▶ [WHAT YOU NEED TO DO] Find the lines in these entries that include the word "Tailwind" and state how many there are, with no other words.

▶ [SUPPLIED MATERIAL]
□ □ □

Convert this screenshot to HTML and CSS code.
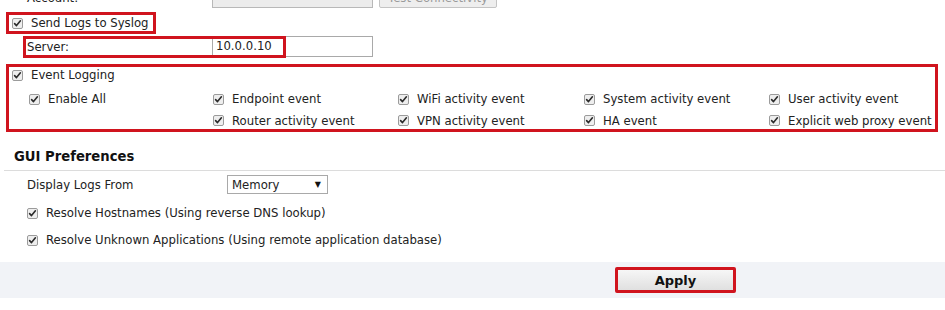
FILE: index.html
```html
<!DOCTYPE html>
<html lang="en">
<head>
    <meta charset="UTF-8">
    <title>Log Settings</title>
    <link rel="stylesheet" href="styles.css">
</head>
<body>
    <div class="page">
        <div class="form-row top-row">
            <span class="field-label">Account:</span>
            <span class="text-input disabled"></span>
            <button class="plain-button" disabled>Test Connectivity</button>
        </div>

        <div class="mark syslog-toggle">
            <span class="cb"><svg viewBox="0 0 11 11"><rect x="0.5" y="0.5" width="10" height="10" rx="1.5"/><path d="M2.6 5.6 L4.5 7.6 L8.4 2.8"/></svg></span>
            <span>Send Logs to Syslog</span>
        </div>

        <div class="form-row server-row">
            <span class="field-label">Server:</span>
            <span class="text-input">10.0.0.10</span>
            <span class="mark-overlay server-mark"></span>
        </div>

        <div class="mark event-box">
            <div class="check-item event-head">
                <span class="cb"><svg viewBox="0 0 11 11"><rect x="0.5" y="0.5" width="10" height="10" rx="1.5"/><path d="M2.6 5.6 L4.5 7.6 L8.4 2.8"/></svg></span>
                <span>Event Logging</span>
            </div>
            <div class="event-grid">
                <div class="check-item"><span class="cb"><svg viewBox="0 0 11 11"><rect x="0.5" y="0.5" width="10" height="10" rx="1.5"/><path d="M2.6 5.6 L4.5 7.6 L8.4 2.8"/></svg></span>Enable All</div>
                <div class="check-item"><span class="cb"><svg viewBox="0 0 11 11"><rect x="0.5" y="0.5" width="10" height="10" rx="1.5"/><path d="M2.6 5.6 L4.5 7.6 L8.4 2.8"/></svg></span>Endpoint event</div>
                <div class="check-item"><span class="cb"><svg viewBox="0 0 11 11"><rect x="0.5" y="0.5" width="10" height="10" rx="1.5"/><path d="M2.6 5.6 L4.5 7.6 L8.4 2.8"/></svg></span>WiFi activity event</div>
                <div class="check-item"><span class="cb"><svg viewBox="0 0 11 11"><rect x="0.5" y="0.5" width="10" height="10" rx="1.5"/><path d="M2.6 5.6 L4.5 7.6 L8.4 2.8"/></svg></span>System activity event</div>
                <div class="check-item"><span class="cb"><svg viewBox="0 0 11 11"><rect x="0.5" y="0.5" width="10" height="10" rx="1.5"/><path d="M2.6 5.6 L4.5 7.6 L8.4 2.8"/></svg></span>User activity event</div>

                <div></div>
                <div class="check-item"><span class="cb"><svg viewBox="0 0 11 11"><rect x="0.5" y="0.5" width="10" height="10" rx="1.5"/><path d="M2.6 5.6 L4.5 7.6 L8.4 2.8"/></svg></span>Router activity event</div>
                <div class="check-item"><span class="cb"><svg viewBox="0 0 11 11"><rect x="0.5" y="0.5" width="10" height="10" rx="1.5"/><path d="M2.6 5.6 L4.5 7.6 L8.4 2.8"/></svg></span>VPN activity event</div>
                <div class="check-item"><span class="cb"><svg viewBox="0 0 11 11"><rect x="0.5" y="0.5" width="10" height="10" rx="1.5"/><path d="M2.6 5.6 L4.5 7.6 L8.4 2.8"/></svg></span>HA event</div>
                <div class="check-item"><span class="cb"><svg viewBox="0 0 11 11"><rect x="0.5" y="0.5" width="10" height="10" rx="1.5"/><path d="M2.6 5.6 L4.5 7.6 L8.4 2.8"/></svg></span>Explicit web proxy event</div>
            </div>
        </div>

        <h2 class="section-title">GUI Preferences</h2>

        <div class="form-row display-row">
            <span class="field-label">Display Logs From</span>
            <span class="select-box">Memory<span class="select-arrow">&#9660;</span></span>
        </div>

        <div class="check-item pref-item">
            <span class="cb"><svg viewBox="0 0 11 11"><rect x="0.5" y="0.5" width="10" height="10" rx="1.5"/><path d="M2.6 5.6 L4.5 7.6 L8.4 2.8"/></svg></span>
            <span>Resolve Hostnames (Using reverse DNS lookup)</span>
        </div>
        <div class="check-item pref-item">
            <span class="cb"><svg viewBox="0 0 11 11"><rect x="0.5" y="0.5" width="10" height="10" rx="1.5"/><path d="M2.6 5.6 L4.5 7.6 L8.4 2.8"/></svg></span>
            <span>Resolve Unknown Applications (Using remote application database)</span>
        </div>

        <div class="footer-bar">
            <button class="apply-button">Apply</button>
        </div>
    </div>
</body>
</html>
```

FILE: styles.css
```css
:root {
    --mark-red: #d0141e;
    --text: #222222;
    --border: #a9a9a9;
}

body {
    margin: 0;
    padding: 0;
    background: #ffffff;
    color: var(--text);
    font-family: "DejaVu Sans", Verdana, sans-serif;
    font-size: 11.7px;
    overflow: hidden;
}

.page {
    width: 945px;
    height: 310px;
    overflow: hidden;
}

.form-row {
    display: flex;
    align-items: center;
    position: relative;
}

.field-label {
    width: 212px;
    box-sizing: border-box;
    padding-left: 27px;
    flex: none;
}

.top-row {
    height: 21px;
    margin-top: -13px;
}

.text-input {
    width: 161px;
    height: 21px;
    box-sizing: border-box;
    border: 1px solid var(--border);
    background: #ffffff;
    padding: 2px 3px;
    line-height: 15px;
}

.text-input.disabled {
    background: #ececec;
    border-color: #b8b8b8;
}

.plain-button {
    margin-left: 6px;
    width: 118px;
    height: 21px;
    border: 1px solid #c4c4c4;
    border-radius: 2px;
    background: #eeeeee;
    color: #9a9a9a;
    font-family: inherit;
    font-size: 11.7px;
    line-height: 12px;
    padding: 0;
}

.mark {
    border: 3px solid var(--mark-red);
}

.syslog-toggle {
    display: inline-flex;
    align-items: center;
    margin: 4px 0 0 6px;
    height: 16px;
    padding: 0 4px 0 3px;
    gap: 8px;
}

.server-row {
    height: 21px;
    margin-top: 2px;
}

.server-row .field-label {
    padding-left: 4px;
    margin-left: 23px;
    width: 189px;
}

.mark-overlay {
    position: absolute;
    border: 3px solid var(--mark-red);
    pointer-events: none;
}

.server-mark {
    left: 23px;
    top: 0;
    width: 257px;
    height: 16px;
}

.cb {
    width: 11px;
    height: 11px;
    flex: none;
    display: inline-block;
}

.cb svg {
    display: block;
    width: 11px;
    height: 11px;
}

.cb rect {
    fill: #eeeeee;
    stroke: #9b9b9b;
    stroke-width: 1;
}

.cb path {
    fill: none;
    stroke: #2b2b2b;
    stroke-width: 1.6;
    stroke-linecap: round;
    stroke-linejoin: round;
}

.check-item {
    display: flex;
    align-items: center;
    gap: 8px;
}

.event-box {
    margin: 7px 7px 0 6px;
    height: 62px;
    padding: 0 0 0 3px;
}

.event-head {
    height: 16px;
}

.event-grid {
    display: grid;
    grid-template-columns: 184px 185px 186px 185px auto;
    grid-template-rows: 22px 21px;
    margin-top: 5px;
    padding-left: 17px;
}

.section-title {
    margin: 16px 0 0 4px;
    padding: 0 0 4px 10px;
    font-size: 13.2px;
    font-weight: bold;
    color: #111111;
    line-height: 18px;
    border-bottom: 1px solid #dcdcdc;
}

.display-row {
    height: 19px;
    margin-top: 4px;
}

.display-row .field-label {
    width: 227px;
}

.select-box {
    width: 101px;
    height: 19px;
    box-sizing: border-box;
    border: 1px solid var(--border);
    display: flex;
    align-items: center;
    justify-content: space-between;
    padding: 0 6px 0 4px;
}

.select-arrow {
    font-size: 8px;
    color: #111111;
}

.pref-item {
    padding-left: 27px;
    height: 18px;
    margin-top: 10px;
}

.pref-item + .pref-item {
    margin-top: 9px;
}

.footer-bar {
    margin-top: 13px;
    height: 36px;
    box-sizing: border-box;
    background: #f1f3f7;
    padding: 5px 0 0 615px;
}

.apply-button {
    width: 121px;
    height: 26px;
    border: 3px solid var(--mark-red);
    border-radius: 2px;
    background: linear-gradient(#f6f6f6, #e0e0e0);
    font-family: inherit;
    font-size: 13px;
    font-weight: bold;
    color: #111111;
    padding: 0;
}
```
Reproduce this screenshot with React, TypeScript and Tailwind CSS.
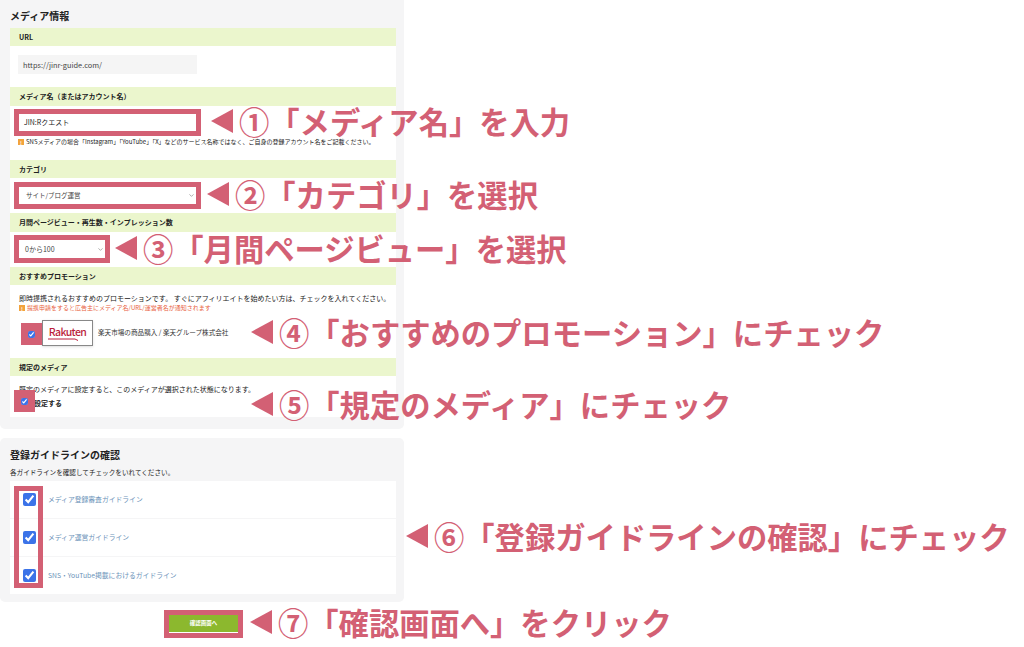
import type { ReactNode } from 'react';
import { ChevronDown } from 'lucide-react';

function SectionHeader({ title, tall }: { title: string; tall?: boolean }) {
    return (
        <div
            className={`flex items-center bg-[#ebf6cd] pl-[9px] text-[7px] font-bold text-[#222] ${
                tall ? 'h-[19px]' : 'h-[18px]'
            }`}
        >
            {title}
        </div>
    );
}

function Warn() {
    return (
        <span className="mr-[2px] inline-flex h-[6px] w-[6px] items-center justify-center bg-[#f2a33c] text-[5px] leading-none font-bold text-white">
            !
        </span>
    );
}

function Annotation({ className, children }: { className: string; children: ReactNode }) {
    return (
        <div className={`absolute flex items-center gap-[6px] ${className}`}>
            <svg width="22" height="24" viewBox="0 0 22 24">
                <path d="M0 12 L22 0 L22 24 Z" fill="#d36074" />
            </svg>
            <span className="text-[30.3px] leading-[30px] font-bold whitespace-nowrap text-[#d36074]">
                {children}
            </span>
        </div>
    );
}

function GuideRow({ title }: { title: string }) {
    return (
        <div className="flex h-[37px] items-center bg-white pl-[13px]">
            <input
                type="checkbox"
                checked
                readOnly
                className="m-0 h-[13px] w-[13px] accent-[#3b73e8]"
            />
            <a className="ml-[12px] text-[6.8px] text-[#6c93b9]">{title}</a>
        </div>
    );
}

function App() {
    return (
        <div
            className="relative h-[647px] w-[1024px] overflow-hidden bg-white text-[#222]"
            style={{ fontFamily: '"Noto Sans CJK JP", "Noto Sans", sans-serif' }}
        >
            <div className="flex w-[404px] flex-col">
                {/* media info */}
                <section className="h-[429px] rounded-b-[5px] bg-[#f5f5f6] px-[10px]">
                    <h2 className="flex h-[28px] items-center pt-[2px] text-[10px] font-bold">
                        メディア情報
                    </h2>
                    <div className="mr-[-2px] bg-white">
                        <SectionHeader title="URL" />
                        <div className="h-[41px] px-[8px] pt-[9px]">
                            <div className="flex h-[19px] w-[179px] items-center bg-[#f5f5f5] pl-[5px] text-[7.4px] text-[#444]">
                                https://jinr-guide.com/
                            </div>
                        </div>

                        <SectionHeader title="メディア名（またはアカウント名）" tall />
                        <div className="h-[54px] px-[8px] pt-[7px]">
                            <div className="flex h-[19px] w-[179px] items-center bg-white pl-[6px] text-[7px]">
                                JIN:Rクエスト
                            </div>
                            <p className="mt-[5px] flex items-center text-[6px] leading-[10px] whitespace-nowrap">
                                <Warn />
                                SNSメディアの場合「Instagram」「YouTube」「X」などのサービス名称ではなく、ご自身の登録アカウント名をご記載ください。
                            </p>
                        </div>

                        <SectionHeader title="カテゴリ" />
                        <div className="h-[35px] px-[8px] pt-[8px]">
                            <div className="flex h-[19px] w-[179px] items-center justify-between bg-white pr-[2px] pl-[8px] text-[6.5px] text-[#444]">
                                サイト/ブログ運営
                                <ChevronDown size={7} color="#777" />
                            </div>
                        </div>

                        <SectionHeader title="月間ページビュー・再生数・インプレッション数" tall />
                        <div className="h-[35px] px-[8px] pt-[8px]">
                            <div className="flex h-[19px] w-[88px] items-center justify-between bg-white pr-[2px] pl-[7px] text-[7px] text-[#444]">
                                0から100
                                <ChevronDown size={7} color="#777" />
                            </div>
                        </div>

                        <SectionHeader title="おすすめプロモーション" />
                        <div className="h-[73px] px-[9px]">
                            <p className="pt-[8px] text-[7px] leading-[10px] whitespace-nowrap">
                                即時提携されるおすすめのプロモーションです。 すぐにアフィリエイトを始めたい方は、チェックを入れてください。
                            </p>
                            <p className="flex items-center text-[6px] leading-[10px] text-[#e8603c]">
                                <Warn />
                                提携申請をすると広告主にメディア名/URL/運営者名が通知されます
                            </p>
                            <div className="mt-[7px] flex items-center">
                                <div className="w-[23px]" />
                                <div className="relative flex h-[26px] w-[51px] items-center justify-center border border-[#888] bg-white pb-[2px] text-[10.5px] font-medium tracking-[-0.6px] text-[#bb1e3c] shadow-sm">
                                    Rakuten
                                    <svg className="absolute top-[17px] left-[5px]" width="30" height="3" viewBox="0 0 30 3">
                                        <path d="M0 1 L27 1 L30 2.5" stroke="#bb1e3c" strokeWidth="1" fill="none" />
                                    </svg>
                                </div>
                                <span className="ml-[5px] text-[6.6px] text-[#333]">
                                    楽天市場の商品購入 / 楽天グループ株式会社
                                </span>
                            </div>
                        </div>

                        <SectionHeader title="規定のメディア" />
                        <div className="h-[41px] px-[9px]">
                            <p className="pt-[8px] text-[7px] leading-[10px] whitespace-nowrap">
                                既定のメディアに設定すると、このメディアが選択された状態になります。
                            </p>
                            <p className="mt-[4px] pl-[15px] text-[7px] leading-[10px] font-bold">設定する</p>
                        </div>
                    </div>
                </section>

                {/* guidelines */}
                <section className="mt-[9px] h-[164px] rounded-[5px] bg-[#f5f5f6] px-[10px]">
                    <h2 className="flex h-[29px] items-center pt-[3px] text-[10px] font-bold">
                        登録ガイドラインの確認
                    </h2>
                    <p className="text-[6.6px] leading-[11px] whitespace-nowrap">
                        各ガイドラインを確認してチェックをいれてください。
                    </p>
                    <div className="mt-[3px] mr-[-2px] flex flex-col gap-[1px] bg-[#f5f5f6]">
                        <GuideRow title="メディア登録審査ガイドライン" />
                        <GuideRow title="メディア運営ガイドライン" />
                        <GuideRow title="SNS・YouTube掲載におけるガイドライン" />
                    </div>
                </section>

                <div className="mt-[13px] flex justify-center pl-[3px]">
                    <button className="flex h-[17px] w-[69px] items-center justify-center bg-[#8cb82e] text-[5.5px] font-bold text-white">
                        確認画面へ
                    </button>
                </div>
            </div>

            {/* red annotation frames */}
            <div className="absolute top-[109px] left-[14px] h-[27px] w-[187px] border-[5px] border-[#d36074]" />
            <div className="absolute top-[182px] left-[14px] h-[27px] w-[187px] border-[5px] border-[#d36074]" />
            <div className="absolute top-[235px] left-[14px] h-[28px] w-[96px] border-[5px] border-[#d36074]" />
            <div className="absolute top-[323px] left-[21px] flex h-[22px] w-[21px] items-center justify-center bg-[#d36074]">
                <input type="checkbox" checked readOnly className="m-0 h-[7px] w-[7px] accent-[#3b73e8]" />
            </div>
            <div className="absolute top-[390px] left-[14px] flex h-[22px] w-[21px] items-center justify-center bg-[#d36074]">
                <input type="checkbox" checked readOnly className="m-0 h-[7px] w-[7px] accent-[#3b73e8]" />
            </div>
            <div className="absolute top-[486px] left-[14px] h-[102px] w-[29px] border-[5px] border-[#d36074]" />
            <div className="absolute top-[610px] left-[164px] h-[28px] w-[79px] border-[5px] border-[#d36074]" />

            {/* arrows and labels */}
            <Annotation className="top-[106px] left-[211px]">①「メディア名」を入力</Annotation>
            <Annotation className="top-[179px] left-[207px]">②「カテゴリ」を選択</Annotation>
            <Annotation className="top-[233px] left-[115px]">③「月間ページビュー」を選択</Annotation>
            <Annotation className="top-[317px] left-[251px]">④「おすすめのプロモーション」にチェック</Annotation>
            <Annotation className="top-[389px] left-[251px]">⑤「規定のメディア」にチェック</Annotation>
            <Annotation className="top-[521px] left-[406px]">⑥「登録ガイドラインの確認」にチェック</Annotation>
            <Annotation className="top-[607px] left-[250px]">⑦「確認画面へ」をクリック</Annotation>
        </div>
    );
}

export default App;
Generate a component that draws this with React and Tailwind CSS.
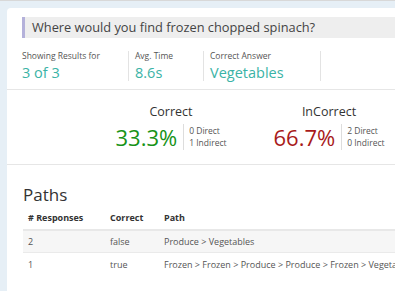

□ □ □

▶ [ANSWER TO THE EXERCISE] 2